News from Drone Layer Queen

The bees are rid of the queen.  I've added weekly a frame of brood and eggs for the past three weeks.

Today I saw queen cells - at least FOUR of them - on a frame of brood and eggs I left them last week.  The best looking one is below.  The second photo is blurry but there is another queen cell.  I saw two others - all on this same frame from the nuc Julia gave me the queen cell to use to start it.





































Michael Bush says that with a drone layer, you need to give them brood and eggs three times and then they will probably make a successful queen.  I hope this time, they get a good one.

I'm so glad I got to see this process so close up - watched them remove the drone brood in a good housecleaning; saw the old queen with her wings chewed almost off; now see they are making a queen cell.  From just watching the front of the hive, you'd have no idea this was going on!
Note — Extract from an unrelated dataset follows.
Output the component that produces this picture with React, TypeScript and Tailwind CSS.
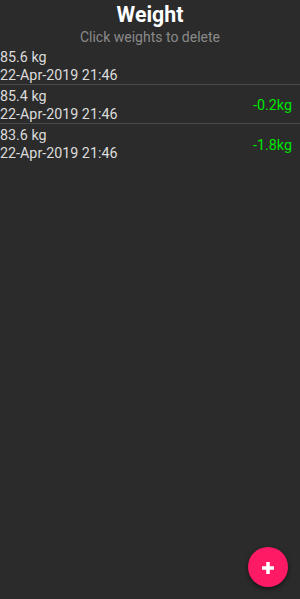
import React from "react";

const rows = [
  { w: "85.6 kg", d: "22-Apr-2019 21:46", diff: "" },
  { w: "85.4 kg", d: "22-Apr-2019 21:46", diff: "-0.2kg" },
  { w: "83.6 kg", d: "22-Apr-2019 21:46", diff: "-1.8kg" },
];

export default function App() {
  return (
    <div
      className="relative w-[300px] h-[599px] bg-[#2b2b2b] overflow-hidden"
      style={{ fontFamily: "Roboto, 'Noto Sans', sans-serif" }}
    >
      <div className="h-[46px] pt-[2px] flex flex-col items-center">
        <div className="text-[21.3px] leading-[25px] font-bold text-white">Weight</div>
        <div className="mt-[2px] text-[14px] leading-[17px] text-[#8a8a8a]">
          Click weights to delete
        </div>
      </div>
      <div>
        {rows.map((r, i) => (
          <div
            key={i}
            className={`flex justify-between h-[39px] ${i < rows.length - 1 ? "border-b border-[#4a4a4a]" : ""}`}
          >
            <div className="pt-[1.5px] text-[14.3px] leading-[18.5px] text-[#dcdcdc]">
              <div>{r.w}</div>
              <div>{r.d}</div>
            </div>
            <div className="self-center pt-[3px] text-[14.3px] leading-[18.5px] text-[#00e600] pr-[8px]">{r.diff}</div>
          </div>
        ))}
      </div>
      <button className="absolute left-[248px] top-[547px] w-[40px] h-[40px] rounded-full bg-[#ff1a66] shadow-[0_2px_4px_rgba(0,0,0,0.5)] flex items-center justify-center">
        <svg width="12" height="12" viewBox="0 0 12 12" className="mt-[1px]">
          <rect x="4.25" y="0" width="3.5" height="12" fill="white" />
          <rect x="0" y="4.25" width="12" height="3.5" fill="white" />
        </svg>
      </button>
    </div>
  );
}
The brood you see is capped brood from the frame of eggs I gave them last week.  It was a good testament to why a beekeeper should have a nuc or two going all the time.  I took a frame out of a nuc.  It was two large tear drops of newly drawn wax, covering about 2/3 of the frame.  Almost every cell had an egg in it.  There was no honey or capped brood.

These bees managed to make four queen cells from the eggs.  So by the middle of May the hive should be queenright again.

They are not missing the nectar flow which is currently going.  They have really been storing up honey.

Note:  Each time I have opened this hive, I've had to squash at least 30 small hive beetles.  Today I only saw five small hive beetles the whole time I was fooling around with the hive.  I need to order nematodes which I have not done yet.